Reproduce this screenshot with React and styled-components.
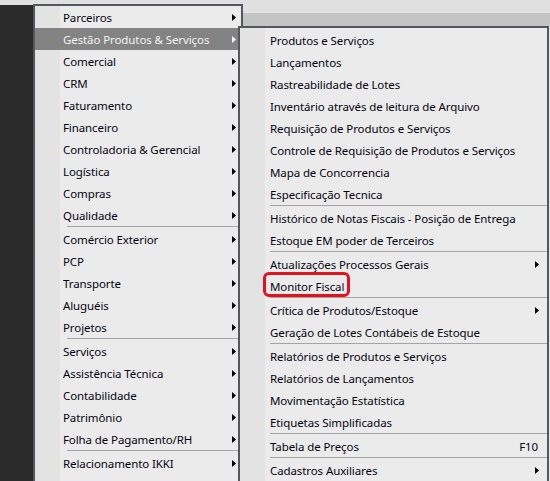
import styled, { createGlobalStyle } from "styled-components";

const GlobalStyle = createGlobalStyle`
  html, body {
    margin: 0;
    padding: 0;
    background: #e0e0e0;
  }
  * {
    box-sizing: border-box;
  }
`;

const Screen = styled.div`
  position: relative;
  width: 550px;
  height: 481px;
  overflow: hidden;
  display: flex;
  background: #e0e0e0;
  font-family: "Noto Sans", "Open Sans", sans-serif;
  font-size: 11.5px;
  letter-spacing: -0.1px;
`;

const Rail = styled.div`
  width: 33px;
  margin-top: 5px;
  background: #2a2a2a;
`;

const Workspace = styled.div`
  flex: 1;
  display: flex;
  flex-direction: column;
  padding-top: 13px;
`;

const ToolBand = styled.div`
  height: 13px;
  background: #c4c4c4;
`;

const WorkArea = styled.div`
  flex: 1;
  background: #e6e6e6;
`;

const Menu = styled.div`
  position: absolute;
  left: ${(p) => p.$left}px;
  top: ${(p) => p.$top}px;
  width: ${(p) => p.$width}px;
  height: 600px;
  padding-top: ${(p) => p.$pad || 0}px;
  border: 2px solid #54585e;
  background: linear-gradient(
    90deg,
    #e3e3e3 0,
    #e3e3e3 ${(p) => p.$gutter}px,
    #ebebeb ${(p) => p.$gutter}px
  );
`;

const Row = styled.div`
  display: flex;
  align-items: center;
  height: 22px;
  padding-top: 1px;
  padding-left: ${(p) => p.$indent}px;
  padding-right: ${(p) => p.$right}px;
  color: ${(p) => (p.$active ? "#f4f4f4" : "#05050f")};
  background: ${(p) => (p.$active ? "#838383" : "transparent")};
  white-space: nowrap;
`;

const Label = styled.span`
  flex: 1;
  line-height: 21px;
`;

const Callout = styled.span`
  position: relative;
  line-height: 21px;

  &::after {
    content: "";
    position: absolute;
    left: -7px;
    right: -6px;
    top: -4px;
    bottom: 0;
    border: 3px solid #e2121e;
    border-radius: 6px;
  }
`;

const Shortcut = styled.span`
  margin-right: 1px;
`;

const Separator = styled.div`
  height: 2px;
  margin-left: ${(p) => p.$indent}px;
  border-top: 1px solid #a4a4a4;
`;

function Arrow({ light }) {
  return (
    <svg width="4" height="7" viewBox="0 0 4 7">
      <polygon points="0,0 4,3.5 0,7" fill={light ? "#f4f4f4" : "#000"} />
    </svg>
  );
}

const mainItems = [
  "Parceiros",
  "Gestão Produtos & Serviços",
  "Comercial",
  "CRM",
  "Faturamento",
  "Financeiro",
  "Controladoria & Gerencial",
  "Logística",
  "Compras",
  "Qualidade",
  "-",
  "Comércio Exterior",
  "PCP",
  "Transporte",
  "Aluguéis",
  "Projetos",
  "-",
  "Serviços",
  "Assistência Técnica",
  "Contabilidade",
  "Patrimônio",
  "Folha de Pagamento/RH",
  "-",
  "Relacionamento IKKI",
];

const subItems = [
  { label: "Produtos e Serviços" },
  { label: "Lançamentos" },
  { label: "Rastreabilidade de Lotes" },
  { label: "Inventário através de leitura de Arquivo" },
  { label: "Requisição de Produtos e Serviços" },
  { label: "Controle de Requisição de Produtos e Serviços" },
  { label: "Mapa de Concorrencia" },
  { label: "Especificação Tecnica" },
  "-",
  { label: "Histórico de Notas Fiscais - Posição de Entrega" },
  { label: "Estoque EM poder de Terceiros" },
  "-",
  { label: "Atualizações Processos Gerais", sub: true },
  { label: "Monitor Fiscal", marked: true },
  "-",
  { label: "Crítica de Produtos/Estoque", sub: true },
  { label: "Geração de Lotes Contábeis de Estoque" },
  "-",
  { label: "Relatórios de Produtos e Serviços" },
  { label: "Relatórios de Lançamentos" },
  { label: "Movimentação Estatística" },
  { label: "Etiquetas Simplificadas" },
  "-",
  { label: "Tabela de Preços", key: "F10" },
  "-",
  { label: "Cadastros Auxiliares", sub: true },
];

export default function App() {
  return (
    <>
      <GlobalStyle />
      <Screen>
        <Rail />
        <Workspace>
          <ToolBand />
          <WorkArea />
        </Workspace>

        <Menu $left={33} $top={4} $width={210} $gutter={25}>
          {mainItems.map((item, i) =>
            item === "-" ? (
              <Separator key={i} $indent={32} />
            ) : (
              <Row key={i} $indent={28} $right={5} $active={i === 1}>
                <Label>{item}</Label>
                <Arrow light={i === 1} />
              </Row>
            )
          )}
        </Menu>

        <Menu $left={238} $top={26} $width={311} $pad={1} $gutter={25}>
          {subItems.map((item, i) =>
            item === "-" ? (
              <Separator key={i} $indent={30} />
            ) : (
              <Row key={i} $indent={30} $right={8}>
                {item.marked ? (
                  <>
                    <Callout>{item.label}</Callout>
                    <Label />
                  </>
                ) : (
                  <Label>{item.label}</Label>
                )}
                {item.sub && <Arrow />}
                {item.key && <Shortcut>{item.key}</Shortcut>}
              </Row>
            )
          )}
        </Menu>
      </Screen>
    </>
  );
}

> WHAT YOU NEED TO DO
Your task is an exact transcription of all the data, minus the pictures.

> ANSWER TO THE TASK
Reproduce this screenshot with React and styled-components.
import styled, { createGlobalStyle } from "styled-components";

const GlobalStyle = createGlobalStyle`
  html, body {
    margin: 0;
    padding: 0;
    background: #e0e0e0;
  }
  * {
    box-sizing: border-box;
  }
`;

const Screen = styled.div`
  position: relative;
  width: 550px;
  height: 481px;
  overflow: hidden;
  display: flex;
  background: #e0e0e0;
  font-family: "Noto Sans", "Open Sans", sans-serif;
  font-size: 11.5px;
  letter-spacing: -0.1px;
`;

const Rail = styled.div`
  width: 33px;
  margin-top: 5px;
  background: #2a2a2a;
`;

const Workspace = styled.div`
  flex: 1;
  display: flex;
  flex-direction: column;
  padding-top: 13px;
`;

const ToolBand = styled.div`
  height: 13px;
  background: #c4c4c4;
`;

const WorkArea = styled.div`
  flex: 1;
  background: #e6e6e6;
`;

const Menu = styled.div`
  position: absolute;
  left: ${(p) => p.$left}px;
  top: ${(p) => p.$top}px;
  width: ${(p) => p.$width}px;
  height: 600px;
  padding-top: ${(p) => p.$pad || 0}px;
  border: 2px solid #54585e;
  background: linear-gradient(
    90deg,
    #e3e3e3 0,
    #e3e3e3 ${(p) => p.$gutter}px,
    #ebebeb ${(p) => p.$gutter}px
  );
`;

const Row = styled.div`
  display: flex;
  align-items: center;
  height: 22px;
  padding-top: 1px;
  padding-left: ${(p) => p.$indent}px;
  padding-right: ${(p) => p.$right}px;
  color: ${(p) => (p.$active ? "#f4f4f4" : "#05050f")};
  background: ${(p) => (p.$active ? "#838383" : "transparent")};
  white-space: nowrap;
`;

const Label = styled.span`
  flex: 1;
  line-height: 21px;
`;

const Callout = styled.span`
  position: relative;
  line-height: 21px;

  &::after {
    content: "";
    position: absolute;
    left: -7px;
    right: -6px;
    top: -4px;
    bottom: 0;
    border: 3px solid #e2121e;
    border-radius: 6px;
  }
`;

const Shortcut = styled.span`
  margin-right: 1px;
`;

const Separator = styled.div`
  height: 2px;
  margin-left: ${(p) => p.$indent}px;
  border-top: 1px solid #a4a4a4;
`;

function Arrow({ light }) {
  return (
    <svg width="4" height="7" viewBox="0 0 4 7">
      <polygon points="0,0 4,3.5 0,7" fill={light ? "#f4f4f4" : "#000"} />
    </svg>
  );
}

const mainItems = [
  "Parceiros",
  "Gestão Produtos & Serviços",
  "Comercial",
  "CRM",
  "Faturamento",
  "Financeiro",
  "Controladoria & Gerencial",
  "Logística",
  "Compras",
  "Qualidade",
  "-",
  "Comércio Exterior",
  "PCP",
  "Transporte",
  "Aluguéis",
  "Projetos",
  "-",
  "Serviços",
  "Assistência Técnica",
  "Contabilidade",
  "Patrimônio",
  "Folha de Pagamento/RH",
  "-",
  "Relacionamento IKKI",
];

const subItems = [
  { label: "Produtos e Serviços" },
  { label: "Lançamentos" },
  { label: "Rastreabilidade de Lotes" },
  { label: "Inventário através de leitura de Arquivo" },
  { label: "Requisição de Produtos e Serviços" },
  { label: "Controle de Requisição de Produtos e Serviços" },
  { label: "Mapa de Concorrencia" },
  { label: "Especificação Tecnica" },
  "-",
  { label: "Histórico de Notas Fiscais - Posição de Entrega" },
  { label: "Estoque EM poder de Terceiros" },
  "-",
  { label: "Atualizações Processos Gerais", sub: true },
  { label: "Monitor Fiscal", marked: true },
  "-",
  { label: "Crítica de Produtos/Estoque", sub: true },
  { label: "Geração de Lotes Contábeis de Estoque" },
  "-",
  { label: "Relatórios de Produtos e Serviços" },
  { label: "Relatórios de Lançamentos" },
  { label: "Movimentação Estatística" },
  { label: "Etiquetas Simplificadas" },
  "-",
  { label: "Tabela de Preços", key: "F10" },
  "-",
  { label: "Cadastros Auxiliares", sub: true },
];

export default function App() {
  return (
    <>
      <GlobalStyle />
      <Screen>
        <Rail />
        <Workspace>
          <ToolBand />
          <WorkArea />
        </Workspace>

        <Menu $left={33} $top={4} $width={210} $gutter={25}>
          {mainItems.map((item, i) =>
            item === "-" ? (
              <Separator key={i} $indent={32} />
            ) : (
              <Row key={i} $indent={28} $right={5} $active={i === 1}>
                <Label>{item}</Label>
                <Arrow light={i === 1} />
              </Row>
            )
          )}
        </Menu>

        <Menu $left={238} $top={26} $width={311} $pad={1} $gutter={25}>
          {subItems.map((item, i) =>
            item === "-" ? (
              <Separator key={i} $indent={30} />
            ) : (
              <Row key={i} $indent={30} $right={8}>
                {item.marked ? (
                  <>
                    <Callout>{item.label}</Callout>
                    <Label />
                  </>
                ) : (
                  <Label>{item.label}</Label>
                )}
                {item.sub && <Arrow />}
                {item.key && <Shortcut>{item.key}</Shortcut>}
              </Row>
            )
          )}
        </Menu>
      </Screen>
    </>
  );
}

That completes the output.